From what I've tasted of desire
I hold with those who favor fire.
But if it had to perish twice,
I think I know enough of hate
To say that for destruction ice
Is also great,
And would suffice.
:::
This is a final sentence.
<!--
Local Variables:
compile-command: "pandoc -f markdown -t ms --lua-filter classify-ms.lua --wrap=preserve poem-plus.md"
End:
-->
============================================================
And here is the ms output from poem-plus.md using
--lua-filter=classify-ms.lua:
===== poem-plus.ms =========================================
.ds startprogram \\f[CW]\\m[red]
.ds stopprogram \\m[]\\fP
.de startpoem
.DS
..
.de stoppoem
.DE
..
.LP
This is a sentence.
This sentence talks about \*[startprogram]pandoc\*[stopprogram].
This is
another sentence.
.startpoem
.LP
Some say the world will end in fire,
Some say in ice.
From what I\[cq]ve tasted of desire
I hold with those who favor fire.
But if it had to perish twice,
I think I know enough of hate
To say that for destruction ice
Is also great,
And would suffice.
.stoppoem
.LP
This is a final sentence.
============================================================
And that looks like I expected it to, and the inline stuff works just
like I expected it to, so the word emacs showed up surrouned in
\*[startprogram] and \*[stopprogram], and that makes it constant width
and red in the PDF output.
And the .startpoem and .stoppoem commands showed up as I expected.
Note that they are defined to start a -ms display and end a -ms
display. Displays don't fill lines, so the intent is that the lines
of the poem will each be a separate line in the output.

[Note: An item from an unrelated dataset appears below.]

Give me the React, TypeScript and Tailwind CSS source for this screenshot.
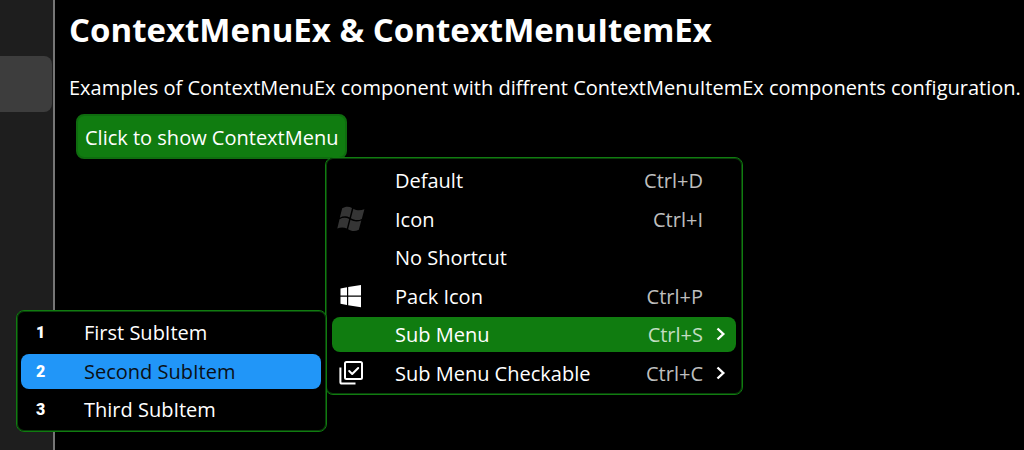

Unfortunately, there is a problem. See that .LP right after the
.startpoem in the output? It turns out .LP is not allowed in a
display, so the the .LP cancels the display and the lines show up
filled in the output.
I tried defining the .startpoem and .stoppoem macros so that they just
use the raw groff commands ".nf" and ".fi", but there is a problem
with that, too. It turns out that .LP explicitly resets the fill mode
to on, so the lines are filled in the output. (It also resets a bunch
of other things as well, including the font and the font family.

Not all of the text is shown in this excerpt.